Э. Д. Визенер. Молчание первой невесты. Роман
Ты философствуешь, как поэт.
Достоевский. Письма
Изо всего, что было когда-нибудь создано гением человека, самое, может быть, легкое на зримой поверхности и самое страшное в постигаемой своей глубине создание есть театр. Роковые ступени – игра – зрелище – таинство… Высокая трагедия в такой же степени, как и легкая комедия, и площадный фарс.
Трагический ужас и шутовской смех с одинаково непреодолимою силою колеблют перед нами ветшающие, но все еще обольстительные завесы нашего мира, такого, казалось, привычного, и вдруг, в зыблемости игры, такого неожиданного, жуткого, поражающего или отвратительного. И трагическая, и комическая маска одинаково не обманывают внимательного зрителя, – как не обманывали участника игры, очаровывая его, как не обманут и участника мистерии, приобщая его к тайне.

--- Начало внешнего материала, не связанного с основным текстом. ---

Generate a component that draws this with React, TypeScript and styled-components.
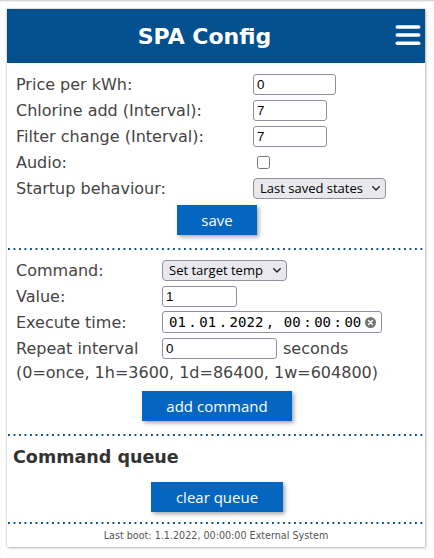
import React from 'react';
import styled, { createGlobalStyle } from 'styled-components';

const GlobalStyle = createGlobalStyle`
  html, body { margin: 0; padding: 0; background: #fff; }
  body { font-family: "DejaVu Sans", sans-serif; }
  * { box-sizing: border-box; }
`;

const BLUE = '#02508e';
const BUTTON_BLUE = '#0466c0';

const Page = styled.div`
  min-height: 558px;
  padding: 9px 0 0 7px;
  box-shadow: inset 0 2px 2px -1px rgba(0, 0, 0, 0.22);
`;

const Card = styled.div`
  width: 418px;
  background: #fff;
  box-shadow: 0 0 2px rgba(0, 0, 0, 0.3), 1px 1px 3px rgba(0, 0, 0, 0.2);
`;

const Header = styled.header`
  display: flex;
  align-items: center;
  height: 54px;
  padding: 0 4px 0 7px;
  background: ${BLUE};
  color: #fff;
`;

const Title = styled.h1`
  flex: 1;
  margin: 0;
  text-align: center;
  font: bold 22px "DejaVu Sans", sans-serif;
`;

const MenuIcon = styled.svg`
  display: block;
  width: 26px;
  height: 24px;
`;

/* sections are separated by a fine dotted rule */
const Section = styled.section<{ $pt: number; $pb: number }>`
  display: flex;
  flex-direction: column;
  padding: ${(p) => p.$pt}px 0 ${(p) => p.$pb + 2}px 0;
  background-image: linear-gradient(to right, ${BLUE} 1.8px, transparent 1.8px);
  background-size: 5.5px 2px;
  background-repeat: repeat-x;
  background-position: 1px 100%;
`;

const FormGrid = styled.div<{ $labelWidth: number }>`
  display: grid;
  grid-template-columns: ${(p) => p.$labelWidth}px auto;
  grid-auto-rows: 26px;
  align-items: center;
  justify-items: start;
  padding-left: 9px;
`;

const Label = styled.label`
  font-size: 16px;
  color: #444;
  white-space: nowrap;
`;

const Control = styled.div`
  display: flex;
  align-items: center;
`;

const TextInput = styled.input<{ $w: number }>`
  width: ${(p) => p.$w}px;
  height: 21px;
  margin: 0;
  padding: 1px 3px;
  border: 1px solid #8f8f9d;
  border-radius: 3px;
  background: #fff;
  font: 13.33px "Liberation Sans", Arial, sans-serif;
  color: #000;
`;

const Checkbox = styled.input`
  width: 13px;
  height: 13px;
  margin: 0 0 0 4px;
`;

const SelectBox = styled.div<{ $w: number }>`
  position: relative;
  width: ${(p) => p.$w}px;
  height: 21px;
`;

const Select = styled.select`
  appearance: none;
  width: 100%;
  height: 21px;
  margin: 0;
  padding: 0 0 0 6px;
  border: 1px solid #8f8f9d;
  border-radius: 4px;
  background: #e9e9ed;
  font: 13px "Open Sans", sans-serif;
  color: #000;
`;

const Chevron = styled.svg`
  position: absolute;
  right: 6px;
  top: 8px;
  width: 8px;
  height: 5px;
  pointer-events: none;
`;

const DateField = styled.div`
  display: flex;
  align-items: center;
  width: 220px;
  height: 22px;
  padding-left: 6px;
  border: 1px solid #8f8f9d;
  border-radius: 3px;
  font: 14px "DejaVu Sans Mono", monospace;
  color: #000;
  white-space: pre;
`;

const Sep = styled.span<{ $after?: number }>`
  margin: 0 ${(p) => p.$after ?? 2.5}px 0 2.5px;
`;

const ClearIcon = styled.svg`
  margin-left: 4px;
  width: 11px;
  height: 11px;
`;

const Unit = styled.span`
  margin-left: 6px;
  font-size: 16px;
  color: #444;
`;

const Hint = styled.p`
  margin: 2px 0 0 9px;
  font-size: 16px;
  color: #444;
`;

const ActionButton = styled.button<{ $w: number; $mt: number }>`
  align-self: center;
  width: ${(p) => p.$w}px;
  height: 30px;
  margin: ${(p) => p.$mt}px 0 0 2px;
  padding: 0;
  border: none;
  background: ${BUTTON_BLUE};
  color: #fff;
  font: 15px "Open Sans", sans-serif;
  box-shadow: 2px 2px 4px rgba(0, 0, 0, 0.35);
`;

const QueueTitle = styled.h3`
  margin: 0;
  padding-left: 6px;
  font: bold 17.55px "DejaVu Sans", sans-serif;
  color: #333;
`;

const Footer = styled.footer`
  padding: 6px 0 6px;
  text-align: center;
  font-size: 9.6px;
  color: #555;
`;

const SelectField = ({ width, value }: { width: number; value: string }) => (
  <SelectBox $w={width}>
    <Select defaultValue={value}>
      <option>{value}</option>
    </Select>
    <Chevron viewBox="0 0 8 5">
      <path d="M0.8 0.8 L4 4 L7.2 0.8" fill="none" stroke="#222" strokeWidth="1.4" strokeLinecap="round" strokeLinejoin="round" />
    </Chevron>
  </SelectBox>
);

export default function App() {
  return (
    <>
      <GlobalStyle />
      <Page>
        <Card>
          <Header>
            <Title>SPA Config</Title>
            <MenuIcon viewBox="0 0 26 24">
              <rect x="0.5" y="1.25" width="25" height="3.6" rx="1.8" fill="#fff" />
              <rect x="0.5" y="9.25" width="25" height="3.6" rx="1.8" fill="#fff" />
              <rect x="0.5" y="17.5" width="25" height="3.6" rx="1.8" fill="#fff" />
            </MenuIcon>
          </Header>

          <Section $pt={8} $pb={13}>
            <FormGrid $labelWidth={237}>
              <Label>Price per kWh:</Label>
              <TextInput $w={83} defaultValue="0" />
              <Label>Chlorine add (Interval):</Label>
              <TextInput $w={74} defaultValue="7" />
              <Label>Filter change (Interval):</Label>
              <TextInput $w={74} defaultValue="7" />
              <Label>Audio:</Label>
              <Checkbox type="checkbox" />
              <Label>Startup behaviour:</Label>
              <SelectField width={133} value="Last saved states" />
            </FormGrid>
            <ActionButton $w={80} $mt={4}>save</ActionButton>
          </Section>

          <Section $pt={7} $pb={13}>
            <FormGrid $labelWidth={146}>
              <Label>Command:</Label>
              <SelectField width={125} value="Set target temp" />
              <Label>Value:</Label>
              <TextInput $w={75} defaultValue="1" />
              <Label>Execute time:</Label>
              <DateField>
                <span>01</span>
                <Sep>.</Sep>
                <span>01</span>
                <Sep>.</Sep>
                <span>2022</span>
                <Sep $after={9.6}>,</Sep>
                <span>00</span>
                <Sep>:</Sep>
                <span>00</span>
                <Sep>:</Sep>
                <span>00</span>
                <ClearIcon viewBox="0 0 11 11">
                  <circle cx="5.5" cy="5.5" r="5.5" fill="#737373" />
                  <path d="M3.5 3.5 L7.5 7.5 M7.5 3.5 L3.5 7.5" stroke="#fff" strokeWidth="1.4" strokeLinecap="round" />
                </ClearIcon>
              </DateField>
              <Label>Repeat interval</Label>
              <Control>
                <TextInput $w={115} defaultValue="0" />
                <Unit>seconds</Unit>
              </Control>
            </FormGrid>
            <Hint>(0=once, 1h=3600, 1d=86400, 1w=604800)</Hint>
            <ActionButton $w={150} $mt={9}>add command</ActionButton>
          </Section>

          <Section $pt={11} $pb={10}>
            <QueueTitle>Command queue</QueueTitle>
            <ActionButton $w={132} $mt={15}>clear queue</ActionButton>
          </Section>

          <Footer>Last boot: 1.1.2022, 00:00:00 External System</Footer>
        </Card>
      </Page>
    </>
  );
}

За истлевающими Личинами, и за румяною харею ярмарочного скомороха, и за бледною маскою трагического актера, – единый просвечивает Лик. Страшный, неодолимо зовущий…

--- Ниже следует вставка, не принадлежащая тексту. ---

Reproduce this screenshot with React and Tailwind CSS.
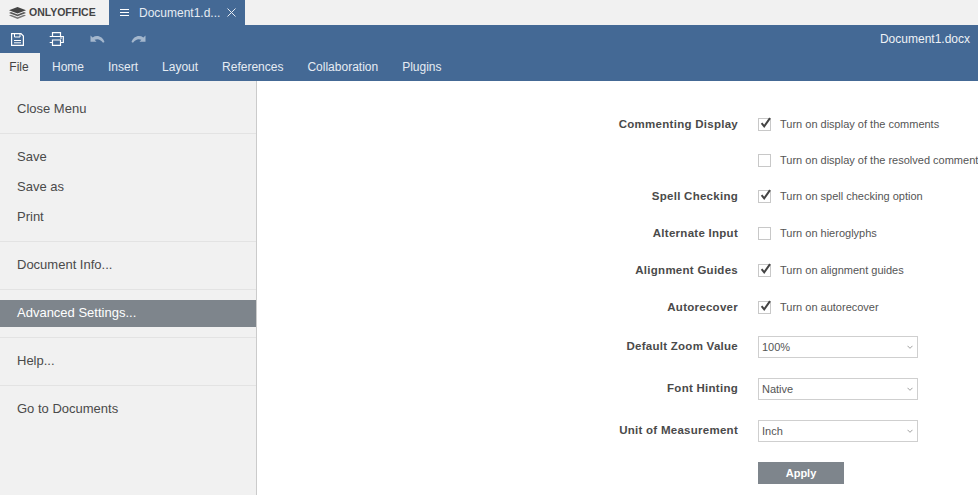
import React from 'react';

const menuClass = 'h-[30px] pl-[17px] pt-[2px] flex items-center text-[13px] text-[#4a4a4a]';

const Divider = () => <div className='h-px shrink-0 mt-[10px] mb-[7px] bg-[#e3e3e3]'></div>;

const Check = ({ on }) => (
    <div className='relative w-[13px] h-[13px] border border-[#c8c8c8] bg-white shrink-0'>
        {on && (
            <svg width='13' height='14' viewBox='0 0 13 14' className='absolute left-0 -top-[3px]'>
                <path d='M2.6 7.2 L5.2 10.4 L11 2.2' fill='none' stroke='#444' strokeWidth='2' />
            </svg>
        )}
    </div>
);

const CheckRow = ({ label, text, on, className }) => (
    <div className={`flex items-center h-[22px] ${className}`}>
        <div className='w-[481px] shrink-0 pt-[2px] text-right font-bold text-[11.5px] tracking-[0.27px] text-[#4a4a4a]'>{label}</div>
        <div className='ml-[20px] flex items-center gap-[9px] whitespace-nowrap text-[11px] text-[#555]'>
            <Check on={on} />
            <span>{text}</span>
        </div>
    </div>
);

const SelectRow = ({ label, value, className }) => (
    <div className={`flex items-center h-[22px] ${className}`}>
        <div className='w-[481px] shrink-0 text-right font-bold text-[11.5px] tracking-[0.27px] text-[#4a4a4a]'>{label}</div>
        <div className='ml-[20px] w-[160px] h-[22px] shrink-0 border border-[#cfcfcf] bg-white flex items-center justify-between pl-[3px] pr-[4px] text-[11px] text-[#555]'>
            <span>{value}</span>
            <svg width='6' height='4' viewBox='0 0 6 4'>
                <path d='M0.5 0.8 L3 3.3 L5.5 0.8' fill='none' stroke='#888' strokeWidth='0.8' />
            </svg>
        </div>
    </div>
);

const App = () => {
    return (
        <div className='w-full h-screen overflow-hidden flex flex-col bg-white font-["Liberation_Sans",Arial,sans-serif]'>
            <div className='h-[25px] shrink-0 flex bg-[#f1f1f1]'>
                <div className='w-[109px] flex items-center pl-[9px] gap-[3px]'>
                    <svg width='17' height='12' viewBox='0 0 17 12'>
                        <path d='M8.5 0 L17 3.3 L8.5 6.6 L0 3.3 Z' fill='#444' />
                        <path d='M2 5 L8.5 7.6 L15 5 L17 5.9 L8.5 9.3 L0 5.9 Z' fill='#555' />
                        <path d='M2 7.7 L8.5 10.3 L15 7.7 L17 8.6 L8.5 12 L0 8.6 Z' fill='#777' />
                    </svg>
                    <span className='font-bold text-[10.5px] text-[#444]'>ONLYOFFICE</span>
                </div>
                <div className='w-[136px] bg-[#446995] flex items-center text-white text-[12px] pl-[11px]'>
                    <svg width='9' height='7' viewBox='0 0 9 7'>
                        <path d='M0 0.5 H9 M0 3.5 H9 M0 6.5 H9' stroke='#fff' strokeWidth='1' />
                    </svg>
                    <span className='ml-[10px] w-[78px] text-[#e6ecf3] whitespace-nowrap'>Document1.d...</span>
                    <svg width='9' height='9' viewBox='0 0 9 9' className='ml-[10px]'>
                        <path d='M0.5 0.5 L8.5 8.5 M8.5 0.5 L0.5 8.5' stroke='#e6ecf3' strokeWidth='1' />
                    </svg>
                </div>
            </div>

            <div className='h-[28px] shrink-0 bg-[#446995] flex items-center pr-[8px]'>
                <svg width='13' height='13' viewBox='0 0 13 13' className='ml-[11px]'>
                    <path d='M0.6 0.6 H10 L12.4 3 V12.4 H0.6 Z' fill='none' stroke='#fff' strokeWidth='1.2' />
                    <path d='M3.5 1 V4 H9 V1 M3 7.5 H10 M3 9.8 H10' fill='none' stroke='#fff' strokeWidth='1' />
                </svg>
                <svg width='15' height='14' viewBox='0 0 15 14' className='ml-[25px]'>
                    <path d='M3.5 4 V0.7 H11.5 V4' fill='none' stroke='#fff' strokeWidth='1.2' />
                    <path d='M0.7 4.5 H14.3 V10.5 H11.5 M3.5 10.5 H0.7 Z' fill='none' stroke='#fff' strokeWidth='1.2' />
                    <path d='M3.5 8 H11.5 V13.3 H3.5 Z' fill='none' stroke='#fff' strokeWidth='1.2' />
                    <path d='M11 6 H13' stroke='#fff' strokeWidth='1' />
                </svg>
                <svg width='15' height='8' viewBox='0 0 15 8' className='ml-[26px]'>
                    <path d='M0.5 0.5 L0.5 6.8 L6.5 6.8 L4.6 4.8 C7.5 3.4 10.5 4.2 13 7.8 L14.5 7 C12.8 1.4 7 -0.6 2.6 2.4 Z' fill='#a4b7cd' />
                </svg>
                <svg width='15' height='8' viewBox='0 0 15 8' className='ml-[26px]'>
                    <path d='M14.5 0.5 L14.5 6.8 L8.5 6.8 L10.4 4.8 C7.5 3.4 4.5 4.2 2 7.8 L0.5 7 C2.2 1.4 8 -0.6 12.4 2.4 Z' fill='#a4b7cd' />
                </svg>
                <span className='ml-auto text-[12px] text-[#eef2f6]'>Document1.docx</span>
            </div>

            <div className='h-[28px] shrink-0 bg-[#446995] flex text-[12px] text-[#e6ecf3]'>
                <div className='w-[40px] bg-[#f1f1f1] text-[#444] flex items-center justify-center pr-[2px]'>File</div>
                <div className='flex items-center ml-[12px] gap-[24px]'>
                    <span>Home</span>
                    <span>Insert</span>
                    <span>Layout</span>
                    <span>References</span>
                    <span>Collaboration</span>
                    <span>Plugins</span>
                </div>
            </div>

            <div className='flex flex-1 min-h-0'>
                <div className='w-[257px] shrink-0 flex flex-col bg-[#f1f1f1] border-r border-[#cbcbcb] pt-[12px]'>
                    <div className={menuClass}>Close Menu</div>
                    <Divider />
                    <div className={menuClass}>Save</div>
                    <div className={menuClass}>Save as</div>
                    <div className={menuClass}>Print</div>
                    <Divider />
                    <div className={menuClass}>Document Info...</div>
                    <Divider />
                    <div className='h-[27px] shrink-0 mt-[3px] pl-[17px] pb-[2px] flex items-center text-[13px] text-white bg-[#7e858c]'>Advanced Settings...</div>
                    <Divider />
                    <div className={menuClass}>Help...</div>
                    <Divider />
                    <div className={menuClass}>Go to Documents</div>
                </div>

                <div className='flex-1 min-w-0 overflow-hidden pt-[32px]'>
                    <CheckRow label='Commenting Display' text='Turn on display of the comments' on />
                    <CheckRow className='mt-[14px]' text='Turn on display of the resolved comments' />
                    <CheckRow className='mt-[14px]' label='Spell Checking' text='Turn on spell checking option' on />
                    <CheckRow className='mt-[15px]' label='Alternate Input' text='Turn on hieroglyphs' />
                    <CheckRow className='mt-[15px]' label='Alignment Guides' text='Turn on alignment guides' on />
                    <CheckRow className='mt-[15px]' label='Autorecover' text='Turn on autorecover' on />
                    <SelectRow className='mt-[18px]' label='Default Zoom Value' value='100%' />
                    <SelectRow className='mt-[20px]' label='Font Hinting' value='Native' />
                    <SelectRow className='mt-[20px]' label='Unit of Measurement' value='Inch' />
                    <div className='ml-[501px] mt-[20px] w-[86px] h-[22px] bg-[#7e858c] flex items-center justify-center text-white font-bold text-[11px]'>Apply</div>
                </div>
            </div>
        </div>
    );
};

export default App;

Роковые ступени. Играли, когда были детьми, – и вот уже умерли сердцем для легкой игры, и пришли, любопытствуя, смотреть зрелище, – и настанет час, когда мы в преображении духа и тела придем к верному единению в литургийном действе, в таинственном обряде…
Когда мы были дети, когда мы были живы, –
живы дети, только дети, мы мертвы, давно мертвы, –
мы играли. Распределяли между собою роли и разыгрывали их, – пока не позовут спать. Театр у нас был отчасти бытовой, – были очень подражательны и наблюдательны, – отчасти символический с несомненным наклоном к декадентству, – так любили сказку, и слова странных, старых заклинаний, и весь забавный и ненужный, – практически ненужный, – обряд игры. Такие милые были в игре условности, наивности и нелепости. Знали хорошо, что это не в самом деле, что все это нарочно. Не были требовательны ни к декоратору, ни к бутафору. Запрягали стул и условливались:
– Пусть это будет лошадь.
Но уж если очень хотелось самим побольше побегать, то говорили:
– Я буду лошадью.
Не были исключительны и односторонни в характере своей игры. Была игра для большой публики, в многолюдстве, шуме и буйстве, в коридорах и в залах, в саду и в поле, – «драка не драка, игра не игра», – и были игры интимные, в укромных уголках, куда не заглядывали взрослые и чужие. Там было весело до утомления, здесь – жутко и тоже весело, и щеки краснели багровее, чем от буйного бега, и в глазах зажигались тусклые огни.
Играли – и не знали, что наши игры – только обноски жизни взрослых, переигрывали сыгранное до нас, как новое. И в этом переигрывании чужой игры заражались тяжелым ядом отживших.
Впрочем, не в самом содержании игры заключалось ее значение. Капли жгучего яда растворялись в вешнем нектаре юной жизни. Буйство новой жизни опьяняло легким и сладостным хмелем, быстрым бегом окрылялись ноги, – в восторге яркого самозабвения сгорали тяжелые бремена тяжелого земного времени. И сгорали острые, быстрые миги, и из пепла их строился новый мир, – наш мир. Мир, пламенеющий в молодом экстазе…
А разве и потом чего-нибудь иного хотели мы от игры, которая стала уже для нас только зрелищем, – и от трагедии, и от комедии? Так охотно идем в театр, – особенно на первые представления прославленных пьес, – но чего же мы хотим от театра? Научиться хотим искусству жить или очиститься от темных переживаний? Решить моральную, социальную, или эстетическую, или еще иную какую-нибудь проблему? Увидеть ли трость, ветром колеблемую? человека ли, в мягкие одежды облаченного? пророка ли?